Not surprisingly, most of the pictures we took of the birds show their beaks wide open in their effort to make the dry, oven-like temperatures more tolerable. 

We heard the low hoots of the Greater Painted Snipes but the blast from the morning sun kept them hidden under the rice stalks. The late-staying waders however seemed to be unmindful of the unusual warmth as they foraged in the ponds. Some were already in breeding plumage. Particularly lovely were the Little Ringed Plovers with their bright yellow eye-rings.

At past ten in the morning we all left IRRI and went to the APEC area but saw nothing! Where there used to be skylarks and pipits, an occasional buttonquail or even a rail crossing now was just an empty, simmering concrete road.

Even a foray into the forest near the TREES Hostel parking lot yielded nothing but a lone Stripe-headed Rhabdornis that perched at the tip of the dead tree. 

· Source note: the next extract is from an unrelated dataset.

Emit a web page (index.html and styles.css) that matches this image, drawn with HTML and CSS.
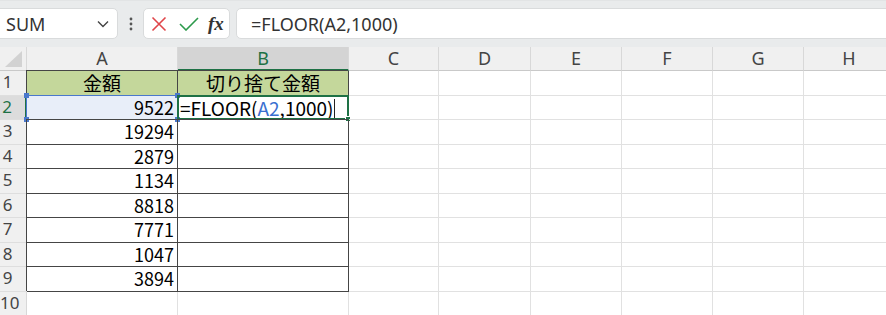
FILE: index.html
```html
<!DOCTYPE html>
<html lang="ja">
<head>
    <meta charset="UTF-8" />
    <title>FLOOR</title>
    <link rel="stylesheet" href="styles.css">
</head>
<body>
    <div class="toolbar">
      <div class="namebox">
        <span>SUM</span>
        <svg class="chev" width="12" height="8" viewBox="0 0 12 8"><path d="M1 1.5 L6 6.5 L11 1.5" fill="none" stroke="#444" stroke-width="1.4"/></svg>
      </div>
      <svg class="dots" width="4" height="14" viewBox="0 0 4 14"><circle cx="2" cy="2" r="1.4" fill="#555"/><circle cx="2" cy="7" r="1.4" fill="#555"/><circle cx="2" cy="12" r="1.4" fill="#555"/></svg>
      <div class="btns">
        <svg width="16" height="16" viewBox="0 0 16 16"><path d="M1.5 1.5 L14.5 14.5 M14.5 1.5 L1.5 14.5" stroke="#e0464a" stroke-width="1.6" fill="none"/></svg>
        <svg width="20" height="14" viewBox="0 0 20 14"><path d="M1 7 L7 13 L19 1" stroke="#2d9a4c" stroke-width="1.6" fill="none"/></svg>
        <span class="fx">fx</span>
      </div>
      <div class="formula">=FLOOR(A2,1000)</div>
    </div>

    <div class="sheet">
      <div class="hd corner"><span class="tri"></span></div>
      <div class="hd col">A</div>
      <div class="hd col sel">B</div>
      <div class="hd col">C</div>
      <div class="hd col">D</div>
      <div class="hd col">E</div>
      <div class="hd col">F</div>
      <div class="hd col">G</div>
      <div class="hd col">H</div>
      <div class="hd col"></div>

      <div class="hd row">1</div>
      <div class="c tb green">金額</div>
      <div class="c tb green">切り捨て金額</div>
      <div class="c"></div><div class="c"></div><div class="c"></div><div class="c"></div><div class="c"></div><div class="c"></div><div class="c"></div>

      <div class="hd row sel">2</div>
      <div class="c tb num refcell">9522<span class="refbox"><i class="h tl"></i><i class="h tr"></i><i class="h bl"></i><i class="h br"></i></span></div>
      <div class="c tb edit">=FLOOR(<span class="ref">A2</span>,1000)<span class="caret"></span><span class="active"><i class="h gbr"></i></span></div>
      <div class="c"></div><div class="c"></div><div class="c"></div><div class="c"></div><div class="c"></div><div class="c"></div><div class="c"></div>

      <div class="hd row">3</div>
      <div class="c tb num">19294</div><div class="c tb"></div>
      <div class="c"></div><div class="c"></div><div class="c"></div><div class="c"></div><div class="c"></div><div class="c"></div><div class="c"></div>

      <div class="hd row">4</div>
      <div class="c tb num">2879</div><div class="c tb"></div>
      <div class="c"></div><div class="c"></div><div class="c"></div><div class="c"></div><div class="c"></div><div class="c"></div><div class="c"></div>

      <div class="hd row">5</div>
      <div class="c tb num">1134</div><div class="c tb"></div>
      <div class="c"></div><div class="c"></div><div class="c"></div><div class="c"></div><div class="c"></div><div class="c"></div><div class="c"></div>

      <div class="hd row">6</div>
      <div class="c tb num">8818</div><div class="c tb"></div>
      <div class="c"></div><div class="c"></div><div class="c"></div><div class="c"></div><div class="c"></div><div class="c"></div><div class="c"></div>

      <div class="hd row">7</div>
      <div class="c tb num">7771</div><div class="c tb"></div>
      <div class="c"></div><div class="c"></div><div class="c"></div><div class="c"></div><div class="c"></div><div class="c"></div><div class="c"></div>

      <div class="hd row">8</div>
      <div class="c tb num">1047</div><div class="c tb"></div>
      <div class="c"></div><div class="c"></div><div class="c"></div><div class="c"></div><div class="c"></div><div class="c"></div><div class="c"></div>

      <div class="hd row">9</div>
      <div class="c tb num">3894</div><div class="c tb"></div>
      <div class="c"></div><div class="c"></div><div class="c"></div><div class="c"></div><div class="c"></div><div class="c"></div><div class="c"></div>

      <div class="hd row">10</div>
      <div class="c"></div><div class="c"></div>
      <div class="c"></div><div class="c"></div><div class="c"></div><div class="c"></div><div class="c"></div><div class="c"></div><div class="c"></div>
    </div>
</body>
</html>
```

FILE: styles.css
```css
* {
    box-sizing: border-box;
}

body {
    margin: 0;
    width: 886px;
    height: 315px;
    overflow: hidden;
    background-color: #ffffff;
    font-family: "Noto Sans", "Noto Sans CJK JP", sans-serif;
}

.toolbar {
    height: 47px;
    padding-top: 7px;
    padding-bottom: 8px;
    display: flex;
    align-items: stretch;
    background-color: #e9ebec;
    border-top: 1px solid #e2e4e5;
}

.namebox {
    width: 123px;
    margin-left: -5px;
    padding: 0 8px 0 10px;
    display: flex;
    align-items: center;
    justify-content: space-between;
    background-color: #ffffff;
    border: 1px solid #d9dbdc;
    border-radius: 5px;
    font-size: 18px;
    color: #333;
}

.dots {
    align-self: center;
    margin: 0 10px 0 11px;
}

.btns {
    width: 87px;
    display: flex;
    align-items: center;
    gap: 12px;
    padding-left: 7px;
    background-color: #ffffff;
    border: 1px solid #d9dbdc;
    border-radius: 5px;
}

.fx {
    font-family: "Liberation Serif", serif;
    font-style: italic;
    font-weight: bold;
    font-size: 19px;
    color: #333;
    margin-left: -3px;
}

.formula {
    flex: 1;
    margin-left: 6px;
    margin-right: -6px;
    padding-left: 14px;
    display: flex;
    align-items: center;
    background-color: #ffffff;
    border: 1px solid #d9dbdc;
    border-radius: 5px;
    font-size: 18px;
    color: #333;
}

.sheet {
    display: grid;
    grid-template-columns: 27px 151px 171px 90px 92px 91px 91px 91px 91px 1fr;
    grid-template-rows: 24px repeat(10, 24.5px);
}

.hd {
    background-color: #f0f0f0;
    border-right: 1px solid #d8d8d8;
    border-bottom: 1px solid #c9c9c9;
    color: #444;
    font-size: 17px;
    line-height: 22px;
}

.hd.col {
    text-align: center;
    font-size: 18px;
}

.hd.col.sel {
    background-color: #d4d4d4;
    color: #1e7145;
    border-bottom: 2px solid #1e7145;
}

.hd.row {
    padding-right: 11px;
    text-align: center;
    border-bottom-color: #dedede;
}

.hd.row.sel {
    background-color: #dcdcdc;
    color: #1e7145;
    border-right: 2px solid #1e7145;
}

.corner {
    position: relative;
}

.tri {
    position: absolute;
    right: 4px;
    bottom: 3px;
    width: 0;
    height: 0;
    border-left: 17px solid transparent;
    border-bottom: 16px solid #d2d2d2;
}

.c {
    position: relative;
    border-right: 1px solid #e1e1e1;
    border-bottom: 1px solid #e1e1e1;
    font-family: "Noto Sans CJK JP", sans-serif;
    font-size: 18px;
    line-height: 23px;
    color: #000;
    white-space: nowrap;
}

.tb {
    border-right-color: #454545;
    border-bottom-color: #454545;
    box-shadow: -1px -1px 0 #454545;
}

.green {
    background-color: #c4d79b;
    text-align: center;
    font-size: 19px;
}

.num {
    text-align: right;
    padding-right: 3px;
}

.refcell {
    background-color: #e8eef9;
}

.refbox {
    position: absolute;
    left: -1px;
    top: -1px;
    right: -1px;
    bottom: -1px;
    border: 1px solid #4a78cc;
}

.h {
    position: absolute;
    width: 5px;
    height: 5px;
    background-color: #4a78cc;
}

.tl { left: -3px; top: -3px; }
.tr { right: -3px; top: -3px; }
.bl { left: -3px; bottom: -3px; }
.br { right: -3px; bottom: -3px; }

.edit {
    padding-left: 2px;
    font-size: 19px;
}

.ref {
    color: #3a6fd0;
}

.caret {
    display: inline-block;
    width: 1px;
    height: 21px;
    margin-left: 1px;
    vertical-align: -4px;
    background-color: #222;
}

.active {
    position: absolute;
    left: -1px;
    top: -1px;
    right: -1px;
    bottom: -1px;
    border: 2px solid #1e7145;
}

.gbr {
    right: -4px;
    bottom: -4px;
    background-color: #1e7145;
    border: 1px solid #ffffff;
    width: 6px;
    height: 6px;
}
```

It was now nearing noon and we were all drenched in endless sweat. We bid our beloved professor goodbye and thanked him for being our host and guide.

Despite the 36 degree Celsius temperatures we still were able to get some good shots of the local birds of Los Banos. We may not have gotten as many and as good photographs as those that Prof. Tirso posted in the internet, but we were happy.